Hillary Clinton’s tenure as Secretary of State was supposed to be the ace up her sleeve in the run for the White House. It was the cherry on top of an impressive career in public service, the type of resume line that causes pundits to gush about being “the most qualified candidate in recent history.” It not only allowed her to portray herself as a foreign policy expert at a time when the world is in turmoil, but gave her a visible platform to champion issues like women’s empowerment and gay rights around the world.

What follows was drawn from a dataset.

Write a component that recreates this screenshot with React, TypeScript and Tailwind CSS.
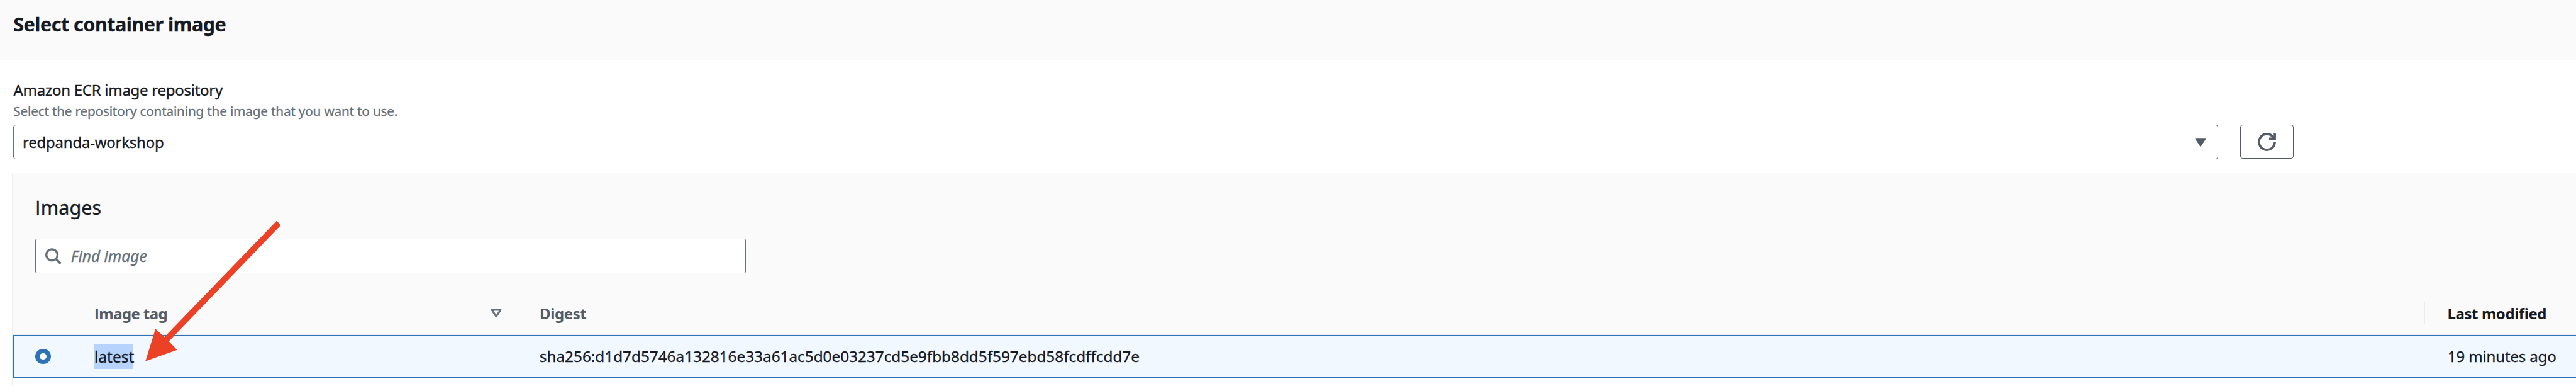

But over the past few months that narrative has taken a tumble. It began with revelations that her family’s charity—the Clinton Foundation—accepted millions of dollars in donations from questionable regimes with dubitable records on human rights. It took hold with questions over Clinton’s decision to exclusively use a private e-mail system while serving as Secretary of State, a move that shielded her communications from review. And it has been whipped into a frenzy by reporting that establishes shady connections between Clinton Foundation donations and State Department decision-making, which has drawn questions over whether Clinton’s influence was for sale.
Taken together, the stories, all of which exist in that uncomfortable space between barely legal and probably unethical, re-kindled the sour connotations that were once associated with the Clinton brand.
“Part of the reason the story is gaining traction is that it reminds people of what the Clinton White House was like,” American University political science professor Jennifer Lawless told the Washington Post. “It reminds people of the scandals, the secrecy and the lack of transparency that were often associated with Bill Clinton’s eight years in Washington.”
Ultimately, all of that may prove a sideshow. The quid pro quos may never be proven. The shady dealings may be exposed and then forgotten by a forgiving public. And the email firestorm will inevitably fade unless new details emerge to fan the flames. But the real problem with Hillary Clinton’s time as Secretary of State, and the real reason she may not be able to run on her record, is that the world became less safe when she was at the helm.
Her signature accomplishment was supposed to be the “reset” of Russian relations, which remained strained despite the thawing of the Cold War. But the policy was doomed from the start. Even the exchange of a lighthearted gift—a red button, which said “Reset” in English and “Peregruzka” in Russian”—went horribly wrong. As it turns out, “peregruzka” doesn’t mean reset, it means overloaded.
“We worked hard to get the right Russian word. Do you think we got it?” Clinton asked Lavrov.
“You got it wrong,” Lavrov said. “This says ‘peregruzka,’ which means overcharged.”
The silliness soon gave way to disaster. The Russians clearly viewed the reset as a sign of America’s weakness and President Obama’s unwillingness to extend American power into the region. Not long after the exchange, Russia invaded and ultimately annexed part of Ukraine. Russian fighters continue to wage war in Donetsk and Lugansk, the predominantly Russian-speaking regions of Ukraine that Putin has long coveted.
Sadly, that’s far from the only foreign policy misstep that occurred during her watch. The Afghanistan surge was a dud; the Syrian civil war has turned into a regional conflagration that has grown into a worldwide concern; post-drawdown Iraq has collapsed into chaos; the Libyan campaign she supported has resulted in a power vacuum filled by Islamic extremists; her strategy of amicable “engagement” with the Muslim Brotherhood in post-Mubarak Egypt created tension; her opposition to Iranian sanctions was countermanded by a Senate sanctions bill that passed 100-0; her “rebalance” to Asia hasn’t dampened Chinese aggression in the South China Sea; and the U.S.’s relationship with Israel appears to be on the verge of a contentious breakup.
But, as Mark Davis sarcastically wrote for US News, “To be fair, Clinton does have one solid accomplishment – she broke a record for the number of countries she visited. As it turns out, however, the presidency is not something you can actually redeem with frequent flyer points.”